Однако чаще это упрямство преобразуется в монотонную ностальгию, которая является, грубо говоря, простым неумением справляться с реальностью настоящего и неопределенностью будущего.
Можно, конечно, несколько поправить дело, изменив манеру изложения, сделав ее более авангардной, приправив вещь доброй долей эротики, насилия, сквернословия и т. д. по примеру наших конкурентоспособных коллег. Но стилистические сдвиги и новации сильно зависят от состояния литературного языка в отечестве, связи с которым не были порваны. Что касается приправы, то ни один писатель, будь он изгнан или нет, никогда не признает влияния на себя современников. Возможно, дополнительная истина состоит в том, что изгнание замедляет стилистическую эволюцию писателя, что оно делает его более консервативным. Стиль -- не столько человек, сколько его нервы, и в целом изгнание предоставляет человеческим нервам меньше раздражителей, чем отечество. Это положение, следует добавить, немного беспокоит изгнанного писателя не только потому, что он считает существование "там" более подлинным в сравнении с собственным (по определению и со всеми вытекающими или воображаемыми последствиями для нормального литературного процесса), но и потому, что в его уме живет подозрение насчет маятникообразной зависимости, или соотношения, между тамошними раздражителями и его родным языком.

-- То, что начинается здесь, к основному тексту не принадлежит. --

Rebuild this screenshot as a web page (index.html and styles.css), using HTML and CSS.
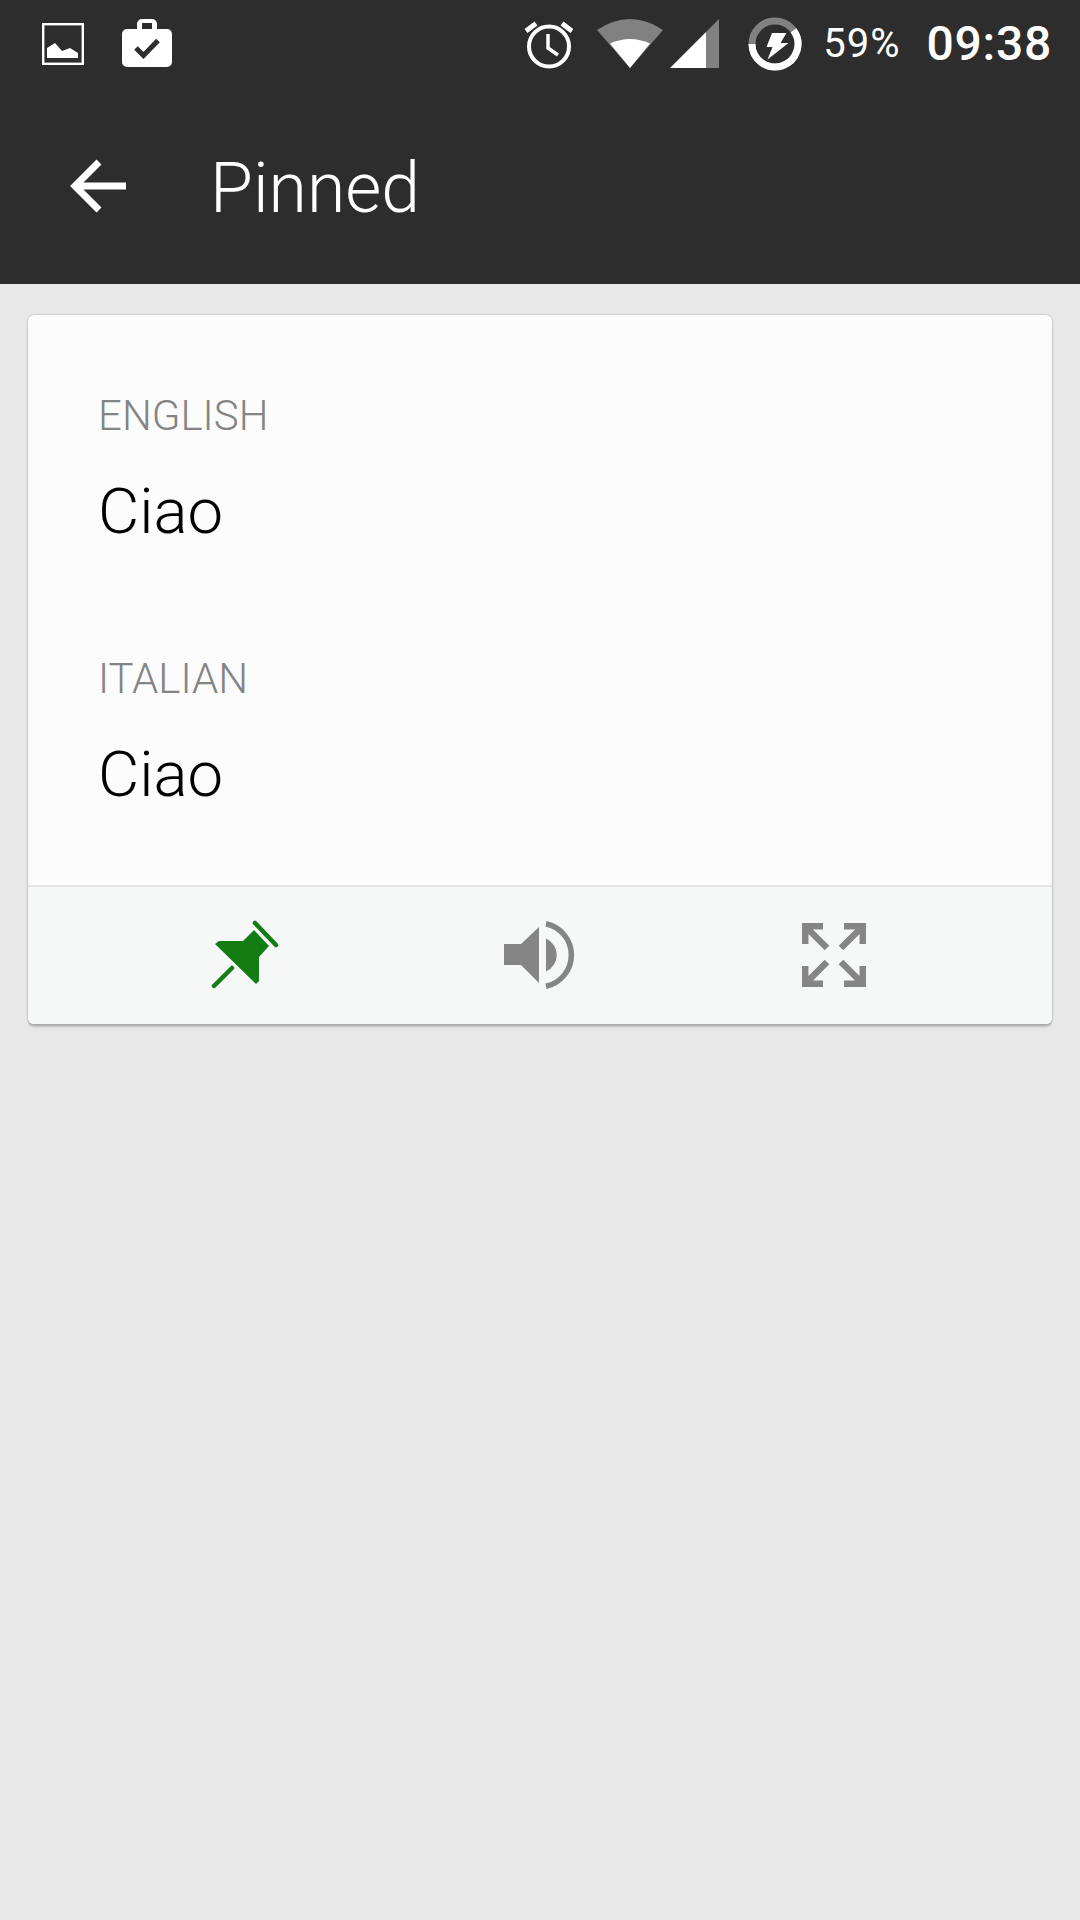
FILE: index.html
```html
<!DOCTYPE html>
<html lang="en">
<head>
<meta charset="utf-8">
<title>Pinned</title>
<link rel="stylesheet" href="styles.css">
</head>
<body>
<header class="appbar">
  <div class="status">
    <svg class="ic-image" viewBox="0 0 42 42"><rect x="1.200" y="1.200" width="39.600" height="39.600" fill="none" stroke="#fff" stroke-width="2.400"/><path d="M5 35V25l8-5 7 8 8-3 8 5v5z" fill="#fff"/></svg>
    <svg class="ic-case" viewBox="0 0 50 48"><path fill-rule="evenodd" fill="#fff" d="M15 10V5a5 5 0 0 1 5-5h10a5 5 0 0 1 5 5v5h10a5 5 0 0 1 5 5v28a5 5 0 0 1-5 5H5a5 5 0 0 1-5-5V15a5 5 0 0 1 5-5zM20 4v6h10V4z"/><path d="M14 29l7.500 7.500L36 21.500" fill="none" stroke="#2d2d2d" stroke-width="5"/></svg>
    <span class="grow"></span>
    <svg class="ic-alarm" viewBox="0 0 50 50"><g fill="none" stroke="#fff"><circle cx="26" cy="26.500" r="20" stroke-width="4"/><path d="M25 14V28l10 7" stroke-width="3.500"/><path d="M3 11L13 3.500M49 11L39 3.500" stroke-width="5"/></g></svg>
    <svg class="ic-wifi" viewBox="0 0 68 49"><path d="M1 11Q34-11 67 11L34 49z" fill="#fff" fill-opacity=".4"/><path d="M14 24.500Q34 15.500 54 24.500L34 49z" fill="#fff"/></svg>
    <svg class="ic-signal" viewBox="0 0 49 49"><path d="M0 49L36 13V49z" fill="#fff"/><path d="M36 13L49 0V49H36z" fill="#fff" fill-opacity=".4"/></svg>
    <svg class="ic-battery" viewBox="0 0 54 54"><circle cx="27" cy="27" r="23" fill="none" stroke="#fff" stroke-opacity=".4" stroke-width="7"/><path d="M45.500 13.300A23 23 0 1 1 4 27" fill="none" stroke="#fff" stroke-width="7"/><path d="M24 16h14.500l-6 10h8L19.500 42.500l5-12.500h-6z" fill="#fff"/></svg>
    <span class="pct">59%</span>
    <span class="clock">09:38</span>
  </div>
  <div class="toolbar">
    <svg class="ic-back" viewBox="0 0 58 54"><path d="M57 27H6M30 3L6 27l24 24" fill="none" stroke="#fff" stroke-width="7"/></svg>
    <h1 class="title">Pinned</h1>
  </div>
</header>
<main class="content">
  <section class="card">
    <div class="card-body">
      <div class="lang">ENGLISH</div>
      <div class="phrase">Ciao</div>
      <div class="lang lang-second">ITALIAN</div>
      <div class="phrase">Ciao</div>
    </div>
    <div class="card-actions">
      <svg class="ic-pin" viewBox="0 0 72 72"><path d="M5 25L9 22H33L44 11 59 27 49 38V62L46 65z" fill="#137c13"/><path d="M45 4L66 26M4 67L22 49" fill="none" stroke="#137c13" stroke-width="4.500" stroke-linecap="round"/></svg>
      <svg class="ic-sound" viewBox="0 0 72 72"><path d="M0 25H17L35 8V64L17 46H0z" fill="#858585"/><path d="M42 19.500A18 18 0 0 1 42 52.500z" fill="#858585"/><path d="M42 4.700A32 32 0 0 1 42 67.300" fill="none" stroke="#858585" stroke-width="5.500"/></svg>
      <svg class="ic-expand" viewBox="0 0 64 64"><g fill="none" stroke="#858585" stroke-width="6.500"><path d="M3.200 21V3.200H21M3.200 3.200L25 25"/><path d="M60.800 21V3.200H42M60.800 3.200L39 25"/><path d="M3.200 43V60.800H21M3.200 60.800L25 39"/><path d="M60.800 43V60.800H42M60.800 60.800L39 39"/></g></svg>
    </div>
  </section>
</main>
</body>
</html>
```
FILE: styles.css
```css
* { box-sizing: border-box; }
html, body { margin: 0; height: 100%; }
body {
  width: 1080px;
  height: 1920px;
  background: #e8e8e9;
  font-family: Roboto, "Noto Sans", sans-serif;
  overflow: hidden;
}
svg { display: block; flex: none; }

.appbar { height: 284px; background: #2d2d2d; color: #fff; }
.status {
  height: 88px;
  display: flex;
  align-items: center;
  padding: 0 28px 0 42px;
}
.grow { flex: 1; }
.ic-image { width: 42px; height: 42px; }
.ic-case { width: 50px; height: 48px; margin-left: 38px; margin-top: -2px; }
.ic-alarm { width: 50px; height: 50px; margin-top: 2px; }
.ic-wifi { width: 68px; height: 49px; margin-left: 23px; margin-top: -1px; }
.ic-signal { width: 49px; height: 49px; margin-left: 6px; margin-top: -1px; }
.ic-battery { width: 54px; height: 54px; margin-left: 29px; margin-top: -1px; }
.pct { font-size: 40px; font-weight: 400; margin-left: 21px; margin-top: -1px; letter-spacing: 1px; }
.clock { font-size: 48px; font-weight: 500; margin-left: 26px; margin-top: -2px; letter-spacing: .750px; }

.toolbar { height: 196px; display: flex; align-items: flex-start; padding-left: 69px; }
.ic-back { width: 58px; height: 54px; margin-top: 71px; }
.title { margin: 60px 0 0 83px; font-size: 69.700px; line-height: 80px; font-weight: 300; }

.content { padding: 31px 28px 0; }
.card {
  height: 709px;
  background: #fcfcfc;
  border-radius: 6px;
  box-shadow: 0 0 2px rgba(0,0,0,.3), 0 3px 2px rgba(0,0,0,.2);
  display: flex;
  flex-direction: column;
  overflow: hidden;
}
.card-body { height: 572px; padding: 77px 70px 0; border-bottom: 2px solid #e4e5e5; }
.lang { font-size: 42px; line-height: 48px; font-weight: 300; color: #848484; }
.lang-second { margin-top: 107px; }
.phrase { font-size: 63.500px; line-height: 72px; font-weight: 300; color: #000; margin-top: 36px; }
.card-actions {
  flex: 1;
  background: #f6f8f8;
  display: flex;
  align-items: center;
  padding-left: 182px;
}
.ic-pin { width: 72px; height: 72px; margin-top: -1px; }
.ic-sound { width: 72px; height: 72px; margin-left: 222px; margin-top: -1px; }
.ic-expand { width: 64px; height: 64px; margin-left: 226px; margin-top: -1px; }
```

В изгнании оказываешься по ряду различных причин и под влиянием некоторых обстоятельств. Одни из них выглядят лучше, другие хуже, но это отличие перестает иметь значение к моменту чтения некролога. На книжной полке ваше место будет занято не вами, но вашей книгой. И до тех пор пока будут настаивать на различии между искусством и жизнью, лучше, если скверной сочтут вашу жизнь, а не вашу книгу, чем наоборот. Конечно, есть вероятность, что интереса не вызовет ни то ни другое.